> **WHAT IS BEING ASKED**
Repeat the material below word for word and leave out all pictures.

> **DATA EXCERPT**

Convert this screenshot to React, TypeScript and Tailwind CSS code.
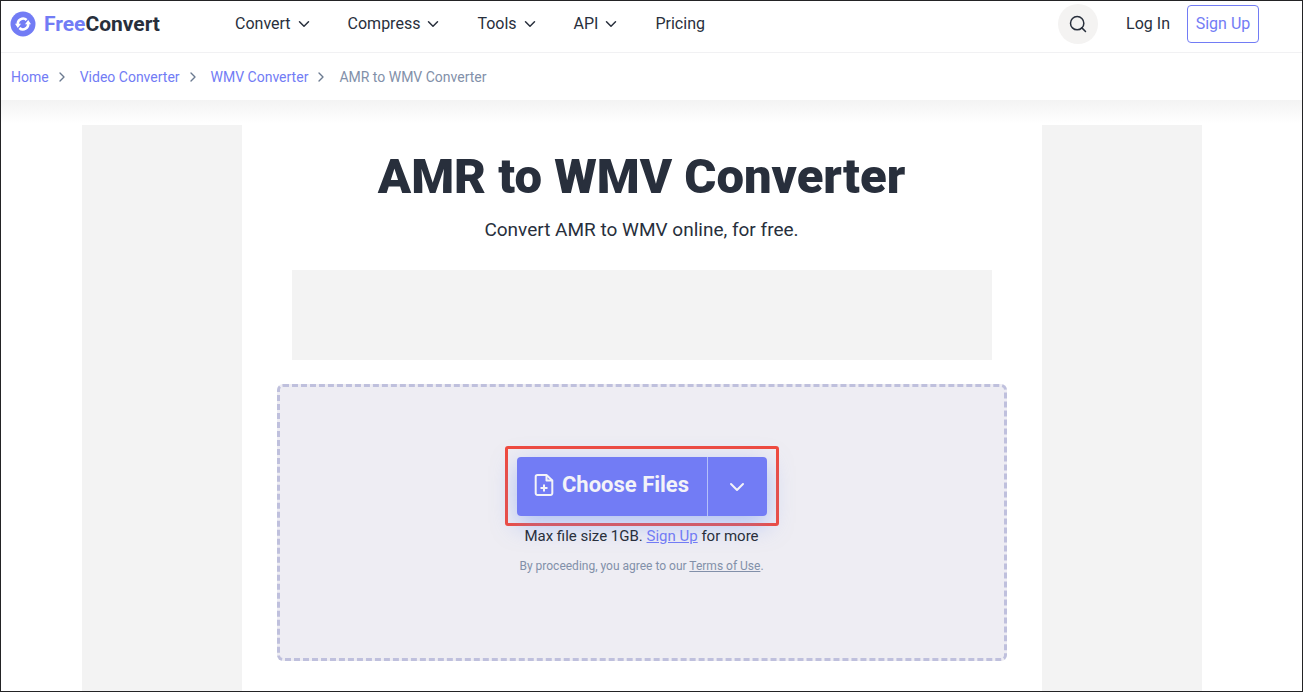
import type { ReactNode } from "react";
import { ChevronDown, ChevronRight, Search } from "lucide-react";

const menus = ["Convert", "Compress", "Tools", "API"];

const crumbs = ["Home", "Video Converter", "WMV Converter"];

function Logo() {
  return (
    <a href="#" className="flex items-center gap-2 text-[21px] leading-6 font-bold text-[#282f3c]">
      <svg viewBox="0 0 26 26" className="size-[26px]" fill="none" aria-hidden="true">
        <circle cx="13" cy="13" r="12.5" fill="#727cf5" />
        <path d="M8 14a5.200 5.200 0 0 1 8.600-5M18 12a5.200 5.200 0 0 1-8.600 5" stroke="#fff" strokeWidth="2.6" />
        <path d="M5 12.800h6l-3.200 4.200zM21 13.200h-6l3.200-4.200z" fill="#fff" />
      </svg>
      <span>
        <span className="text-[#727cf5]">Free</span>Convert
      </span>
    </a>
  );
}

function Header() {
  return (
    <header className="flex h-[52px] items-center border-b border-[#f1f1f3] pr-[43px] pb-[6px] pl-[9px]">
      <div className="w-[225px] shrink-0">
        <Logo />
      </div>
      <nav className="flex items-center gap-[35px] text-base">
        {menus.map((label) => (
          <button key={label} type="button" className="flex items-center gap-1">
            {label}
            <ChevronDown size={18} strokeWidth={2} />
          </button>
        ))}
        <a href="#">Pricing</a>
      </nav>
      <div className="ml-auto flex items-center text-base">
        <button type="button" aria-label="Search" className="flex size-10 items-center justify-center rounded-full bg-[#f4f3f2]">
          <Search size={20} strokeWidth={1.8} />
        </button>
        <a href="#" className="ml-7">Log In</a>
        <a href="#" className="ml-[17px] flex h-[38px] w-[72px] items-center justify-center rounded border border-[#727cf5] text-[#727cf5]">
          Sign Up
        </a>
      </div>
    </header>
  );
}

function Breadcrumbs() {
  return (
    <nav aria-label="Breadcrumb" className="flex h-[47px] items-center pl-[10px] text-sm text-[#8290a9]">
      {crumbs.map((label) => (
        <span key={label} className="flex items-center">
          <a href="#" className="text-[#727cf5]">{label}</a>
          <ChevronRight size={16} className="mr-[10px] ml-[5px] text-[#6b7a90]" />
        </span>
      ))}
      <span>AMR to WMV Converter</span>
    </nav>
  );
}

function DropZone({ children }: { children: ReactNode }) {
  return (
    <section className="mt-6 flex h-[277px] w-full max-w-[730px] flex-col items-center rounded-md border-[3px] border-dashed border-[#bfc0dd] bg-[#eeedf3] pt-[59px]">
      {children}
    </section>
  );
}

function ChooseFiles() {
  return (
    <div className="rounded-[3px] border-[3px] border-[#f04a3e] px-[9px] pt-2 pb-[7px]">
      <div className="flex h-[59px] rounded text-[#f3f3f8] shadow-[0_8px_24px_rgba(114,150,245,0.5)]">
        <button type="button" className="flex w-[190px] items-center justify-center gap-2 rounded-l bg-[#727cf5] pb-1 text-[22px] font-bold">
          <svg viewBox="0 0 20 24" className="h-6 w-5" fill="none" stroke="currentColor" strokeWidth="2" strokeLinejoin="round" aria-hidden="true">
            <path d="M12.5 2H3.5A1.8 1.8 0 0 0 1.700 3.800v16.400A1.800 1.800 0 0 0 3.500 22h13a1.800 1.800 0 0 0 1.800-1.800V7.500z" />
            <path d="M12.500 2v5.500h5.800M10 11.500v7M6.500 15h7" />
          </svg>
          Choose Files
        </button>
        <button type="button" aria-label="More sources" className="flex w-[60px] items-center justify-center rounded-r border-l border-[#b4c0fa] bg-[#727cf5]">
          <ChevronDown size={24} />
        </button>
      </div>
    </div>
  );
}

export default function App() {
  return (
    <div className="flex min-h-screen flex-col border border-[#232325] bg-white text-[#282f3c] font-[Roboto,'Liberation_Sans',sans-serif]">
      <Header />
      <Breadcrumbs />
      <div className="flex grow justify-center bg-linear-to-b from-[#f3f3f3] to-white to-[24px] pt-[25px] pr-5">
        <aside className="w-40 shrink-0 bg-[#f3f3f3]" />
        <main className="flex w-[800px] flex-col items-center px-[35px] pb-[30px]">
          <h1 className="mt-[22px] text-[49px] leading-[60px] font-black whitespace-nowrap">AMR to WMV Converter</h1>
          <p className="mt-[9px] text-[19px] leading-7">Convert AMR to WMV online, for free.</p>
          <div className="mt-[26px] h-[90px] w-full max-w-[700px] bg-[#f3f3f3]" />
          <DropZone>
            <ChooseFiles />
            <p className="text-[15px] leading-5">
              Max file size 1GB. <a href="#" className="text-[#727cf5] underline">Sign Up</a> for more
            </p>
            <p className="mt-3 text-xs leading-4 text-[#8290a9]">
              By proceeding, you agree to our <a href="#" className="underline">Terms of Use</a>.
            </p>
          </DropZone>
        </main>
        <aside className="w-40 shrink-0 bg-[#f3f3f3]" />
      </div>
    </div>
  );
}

> **WRITTEN REPLY**
Convert this screenshot to React, TypeScript and Tailwind CSS code.
import type { ReactNode } from "react";
import { ChevronDown, ChevronRight, Search } from "lucide-react";

const menus = ["Convert", "Compress", "Tools", "API"];

const crumbs = ["Home", "Video Converter", "WMV Converter"];

function Logo() {
  return (
    <a href="#" className="flex items-center gap-2 text-[21px] leading-6 font-bold text-[#282f3c]">
      <svg viewBox="0 0 26 26" className="size-[26px]" fill="none" aria-hidden="true">
        <circle cx="13" cy="13" r="12.5" fill="#727cf5" />
        <path d="M8 14a5.200 5.200 0 0 1 8.600-5M18 12a5.200 5.200 0 0 1-8.600 5" stroke="#fff" strokeWidth="2.6" />
        <path d="M5 12.800h6l-3.200 4.200zM21 13.200h-6l3.200-4.200z" fill="#fff" />
      </svg>
      <span>
        <span className="text-[#727cf5]">Free</span>Convert
      </span>
    </a>
  );
}

function Header() {
  return (
    <header className="flex h-[52px] items-center border-b border-[#f1f1f3] pr-[43px] pb-[6px] pl-[9px]">
      <div className="w-[225px] shrink-0">
        <Logo />
      </div>
      <nav className="flex items-center gap-[35px] text-base">
        {menus.map((label) => (
          <button key={label} type="button" className="flex items-center gap-1">
            {label}
            <ChevronDown size={18} strokeWidth={2} />
          </button>
        ))}
        <a href="#">Pricing</a>
      </nav>
      <div className="ml-auto flex items-center text-base">
        <button type="button" aria-label="Search" className="flex size-10 items-center justify-center rounded-full bg-[#f4f3f2]">
          <Search size={20} strokeWidth={1.8} />
        </button>
        <a href="#" className="ml-7">Log In</a>
        <a href="#" className="ml-[17px] flex h-[38px] w-[72px] items-center justify-center rounded border border-[#727cf5] text-[#727cf5]">
          Sign Up
        </a>
      </div>
    </header>
  );
}

function Breadcrumbs() {
  return (
    <nav aria-label="Breadcrumb" className="flex h-[47px] items-center pl-[10px] text-sm text-[#8290a9]">
      {crumbs.map((label) => (
        <span key={label} className="flex items-center">
          <a href="#" className="text-[#727cf5]">{label}</a>
          <ChevronRight size={16} className="mr-[10px] ml-[5px] text-[#6b7a90]" />
        </span>
      ))}
      <span>AMR to WMV Converter</span>
    </nav>
  );
}

function DropZone({ children }: { children: ReactNode }) {
  return (
    <section className="mt-6 flex h-[277px] w-full max-w-[730px] flex-col items-center rounded-md border-[3px] border-dashed border-[#bfc0dd] bg-[#eeedf3] pt-[59px]">
      {children}
    </section>
  );
}

function ChooseFiles() {
  return (
    <div className="rounded-[3px] border-[3px] border-[#f04a3e] px-[9px] pt-2 pb-[7px]">
      <div className="flex h-[59px] rounded text-[#f3f3f8] shadow-[0_8px_24px_rgba(114,150,245,0.5)]">
        <button type="button" className="flex w-[190px] items-center justify-center gap-2 rounded-l bg-[#727cf5] pb-1 text-[22px] font-bold">
          <svg viewBox="0 0 20 24" className="h-6 w-5" fill="none" stroke="currentColor" strokeWidth="2" strokeLinejoin="round" aria-hidden="true">
            <path d="M12.5 2H3.5A1.8 1.8 0 0 0 1.700 3.800v16.400A1.800 1.800 0 0 0 3.500 22h13a1.800 1.800 0 0 0 1.800-1.800V7.500z" />
            <path d="M12.500 2v5.500h5.800M10 11.500v7M6.500 15h7" />
          </svg>
          Choose Files
        </button>
        <button type="button" aria-label="More sources" className="flex w-[60px] items-center justify-center rounded-r border-l border-[#b4c0fa] bg-[#727cf5]">
          <ChevronDown size={24} />
        </button>
      </div>
    </div>
  );
}

export default function App() {
  return (
    <div className="flex min-h-screen flex-col border border-[#232325] bg-white text-[#282f3c] font-[Roboto,'Liberation_Sans',sans-serif]">
      <Header />
      <Breadcrumbs />
      <div className="flex grow justify-center bg-linear-to-b from-[#f3f3f3] to-white to-[24px] pt-[25px] pr-5">
        <aside className="w-40 shrink-0 bg-[#f3f3f3]" />
        <main className="flex w-[800px] flex-col items-center px-[35px] pb-[30px]">
          <h1 className="mt-[22px] text-[49px] leading-[60px] font-black whitespace-nowrap">AMR to WMV Converter</h1>
          <p className="mt-[9px] text-[19px] leading-7">Convert AMR to WMV online, for free.</p>
          <div className="mt-[26px] h-[90px] w-full max-w-[700px] bg-[#f3f3f3]" />
          <DropZone>
            <ChooseFiles />
            <p className="text-[15px] leading-5">
              Max file size 1GB. <a href="#" className="text-[#727cf5] underline">Sign Up</a> for more
            </p>
            <p className="mt-3 text-xs leading-4 text-[#8290a9]">
              By proceeding, you agree to our <a href="#" className="underline">Terms of Use</a>.
            </p>
          </DropZone>
        </main>
        <aside className="w-40 shrink-0 bg-[#f3f3f3]" />
      </div>
    </div>
  );
}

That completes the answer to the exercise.